Simba Review: A brave attempt on the life of a stoner with limited grip!

PUBLISHED DATE : 25/Jan/2019

Simba Review: A brave attempt on the life of a stoner with limited grip!

Simba - A brave attempt on the life of a stoner with limited grip!

Akash Premkumar


Bharath and Premgi’s film together Simba, marketed as the first ever out and out stoner film, had a lot of eyebrows being raised as this is not a genre that we see regularly in conventional cinema. However, the film is a comedy drama that has the stoning elements as its backdrop. How trippy and engaging is this ride? Read further to find out.

Director Arvind Sridhar’s Simba is definitely not an easy film to make. Especially because of the genre that the team has picked and the very limited cast that they have used. The film revolves around the life of Bharath (a lonely stoner) and Premgi (who happens to be a dog) and has barely 2 or 3 other characters throughout. Making a film with just 4 actors is no joke and the director has taken a very bold step here.

As for the storyline. Simba is a usual comedy romance based drama film that starts off in an extremely trippy manner. Right from the shot selection to the lighting, the cinematographer Sinu Siddharth has to be lauded for his work. Bharath and Premgi have done good jobs with their acting and Bhanu Sri Mehra serves as the usual heroine that we see in Tamil films. Majority of the scenes have us watching the relationship between the characters played by Bharath and Premgi and how this relationship blooms with the course of the flick.

With the manner in which the film begins, audiences are sure to get interested with the first half an hour that runs into the introduction of Simba the dog and its characterisation. However, the film falls a little flat post this juncture and the lack of solid content to support this whacky idea is quite evident. A couple of numbers though pleasing to the ears, seem force fitted in the first half. The challenge of making a film like this can be fulfilled and appreciated by a wider set of film fans if the storyline took an even more interesting route.

The biggest backbone of Simba is its music. Vishal Chandrasekhar proves his mettle with the background score and the numbers Marandhadhae and Pinjula Pinjula are a treat. Edit by Achu Vijayan is also pretty decent though the second half seemed a little draggy. With a number of elements in hand, Simba actually does look very different and strong on paper.

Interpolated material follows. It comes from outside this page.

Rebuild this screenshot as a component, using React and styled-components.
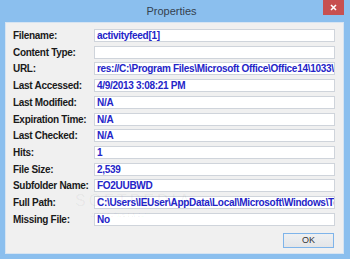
import React from "react";
import styled, { createGlobalStyle } from "styled-components";

const Global = createGlobalStyle`
  html, body { margin: 0; padding: 0; background: #8cc0ee; }
  body { font-family: "Liberation Sans", Arial, sans-serif; }
`;

const Window = styled.div`
  width: 350px;
  height: 259px;
  box-sizing: border-box;
  background: #8bbfee;
  padding: 0 6px 5px 5px;
  display: flex;
  flex-direction: column;
  position: relative;
  overflow: hidden;
`;

const TitleBar = styled.div`
  height: 22px;
  flex: none;
  display: flex;
  align-items: center;
  justify-content: center;
  position: relative;
`;

const Title = styled.span`
  font-family: "Liberation Sans", Arial, sans-serif;
  font-size: 11px;
  color: #34414f;
  margin-top: -1px;
  margin-left: -6px;
`;

const CloseButton = styled.div`
  position: absolute;
  top: 0;
  right: 0;
  width: 21px;
  height: 15px;
  background: #c75050;
  display: flex;
  align-items: center;
  justify-content: center;
`;

const Client = styled.div`
  flex: 1;
  background: #f0f0f0;
  border: 1px solid #d6e4f2;
  display: flex;
  flex-direction: column;
  padding: 6px 8px 0 7px;
  position: relative;
`;

const Grid = styled.div`
  display: grid;
  grid-template-columns: 81px 241px;
  grid-auto-rows: 13px;
  row-gap: 3.73px;
`;

const Label = styled.div`
  font-family: "Liberation Sans", Arial, sans-serif;
  font-weight: bold;
  font-size: 10px;
  letter-spacing: -0.3px;
  color: #1a1a1a;
  line-height: 13px;
  white-space: nowrap;
`;

const Field = styled.div`
  box-sizing: border-box;
  height: 13px;
  background: #ffffff;
  border: 1px solid #cfd4db;
  padding-left: 2px;
  font-family: "Liberation Sans", Arial, sans-serif;
  font-weight: bold;
  font-size: 10px;
  letter-spacing: -0.3px;
  line-height: 11px;
  color: #2424c8;
  white-space: nowrap;
  overflow: hidden;
`;

const Footer = styled.div`
  display: flex;
  justify-content: flex-end;
  padding-top: 7px;
  padding-right: 1px;
`;

const OkButton = styled.div`
  box-sizing: border-box;
  width: 51px;
  height: 15px;
  border: 1px solid #7eb4ea;
  background: linear-gradient(#eef0f2, #e3e5e8);
  display: flex;
  align-items: center;
  justify-content: center;
  font-family: "Liberation Sans", Arial, sans-serif;
  font-size: 9px;
  color: #333;
`;

const Watermark = styled.div`
  position: absolute;
  left: ${(p) => p.$left}px;
  top: ${(p) => p.$top}px;
  font-family: "Liberation Sans", Arial, sans-serif;
  font-size: ${(p) => p.$size}px;
  letter-spacing: ${(p) => p.$spacing}px;
  color: rgba(0, 0, 0, 0.05);
  pointer-events: none;
  white-space: nowrap;
`;

const rows = [
  ["Filename:", "activityfeed[1]"],
  ["Content Type:", ""],
  ["URL:", "res://C:\\Program Files\\Microsoft Office\\Office14\\1033\\"],
  ["Last Accessed:", "4/9/2013 3:08:21 PM"],
  ["Last Modified:", "N/A"],
  ["Expiration Time:", "N/A"],
  ["Last Checked:", "N/A"],
  ["Hits:", "1"],
  ["File Size:", "2,539"],
  ["Subfolder Name:", "FO2UUBWD"],
  ["Full Path:", "C:\\Users\\IEUser\\AppData\\Local\\Microsoft\\Windows\\Temporary Internet Files"],
  ["Missing File:", "No"],
];

export default function App() {
  return (
    <>
      <Global />
      <Window>
        <TitleBar>
          <Title>Properties</Title>
          <CloseButton>
            <svg width="7" height="7" viewBox="0 0 7 7">
              <path d="M1 1 L6 6 M6 1 L1 6" stroke="#ffffff" strokeWidth="1.6" />
            </svg>
          </CloseButton>
        </TitleBar>
        <Client>
          <Grid>
            {rows.map(([label, value]) => (
              <React.Fragment key={label}>
                <Label>{label}</Label>
                <Field>{value}</Field>
              </React.Fragment>
            ))}
          </Grid>
          <Footer>
            <OkButton>OK</OkButton>
          </Footer>
          <Watermark $left={69} $top={169} $size={16} $spacing={3}>SOFTPEDIA</Watermark>
          <Watermark $left={84} $top={188} $size={7} $spacing={0}>www.softpedia.com</Watermark>
        </Client>
      </Window>
    </>
  );
}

With a limited cast, a very unique idea in hand, a fantastic technical team and so on, Arvind Sridhar could have explored the idea of stoning a lot more which could have made it a cult-ish film. A few mention worthy scenes include the conversation between dogs that portray voices of famous actors, a very touching emotional scene between the man and dog in the latter half and the beautiful bonding that they share with their favourite humans. Art work too is quite commendable in a few of the interior portion scenes.

Simba does have a few worthwhile moments and the humour works here and there. As the entire film is predominantly based on comedy, Premgi does good justice with his reactions, one-liners and dog like mannerisms that would be appreciated by many of those who like these sort of different films. Also, the stoner moments of Simba, though seldom, would serve as a fresh idea to a few. If for a more convincing storyline in the second half and an exploration on the idea of stoning, Simba would’ve come across as a very uniquely made engaging film. Nevertheless, it does engage you in parts and is a passable yet very different and brave attempt.

Bottomline: Simba is a fairly-entertaining whacky film!